Lo intenté, pero no fue posible. Y eso que aún era capaz de recuperar el tenor literal de varias frases, completar párrafos prácticamente exactos a los redactados unos pocos minutos antes. Pero qué sentido tenía aquello. Es como si una pareja, al contemplar el producto de un aborto no deseado, quisiera dar vida a un nuevo ser con idéntica configuración genética. Probablemente, aunque repitieran paso a paso el procedimiento –clavando el misionero o el “perrito” original– no obtendrían el mismo resultado. Y además, no encontrarían placer en la comparación. Ya no sería el mismo bebé. Como no hubiera sido, tampoco, el mismo texto.

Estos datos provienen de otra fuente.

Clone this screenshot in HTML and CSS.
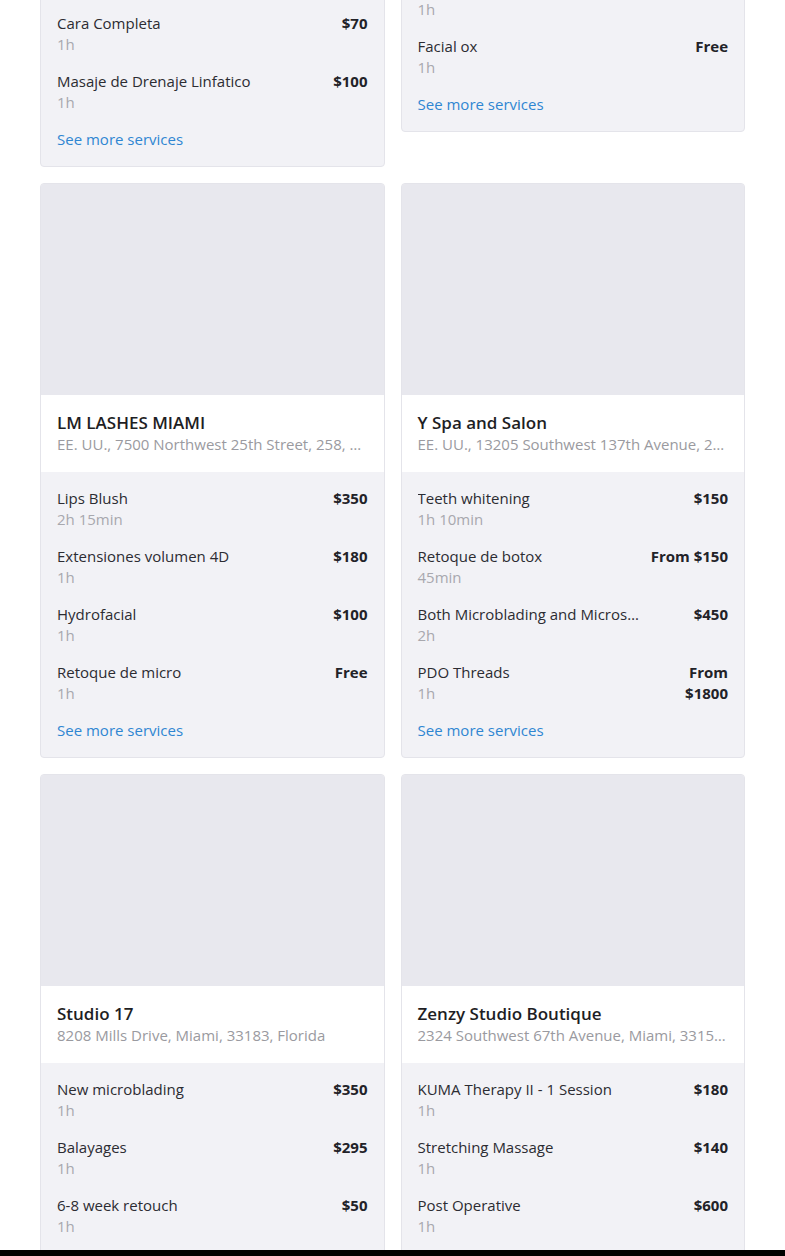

El relato fallecido por incandescencia –sigo convencido de que fue obra del calor– me ha recordado a las canastas que de vez en cuando meto desde el medio del campo cuando bajo a “echar unos tiros” al parque. El momento en el que el ordenador ha dicho basta a ese instante en el que tras anotar el tiro miro a los lados y compruebo que hay un par de chicos ensimismados con sus globos de agua, que su abuelo no levanta la vista del editorial del ABC y que la rubia despampanante, que espera a su novio, utiliza el móvil como espejo.

Me consuelo pensando que no hay mucha diferencia entre el difunto texto y aquellos otros que sí llegan a ver la luz y que, en realidad, nacen igual de muertos para los cuarenta y siete millones de españoles, los trescientos y pico de hispanohablantes y los siete mil que pueblan este planeta y que jamás lo leerán. Pero a pesar de todo, aunque me consuelo y me permito seguir adelante con esta pérdida, pulso Control G y me dirijo a publicar esta mierda en mi página web personal.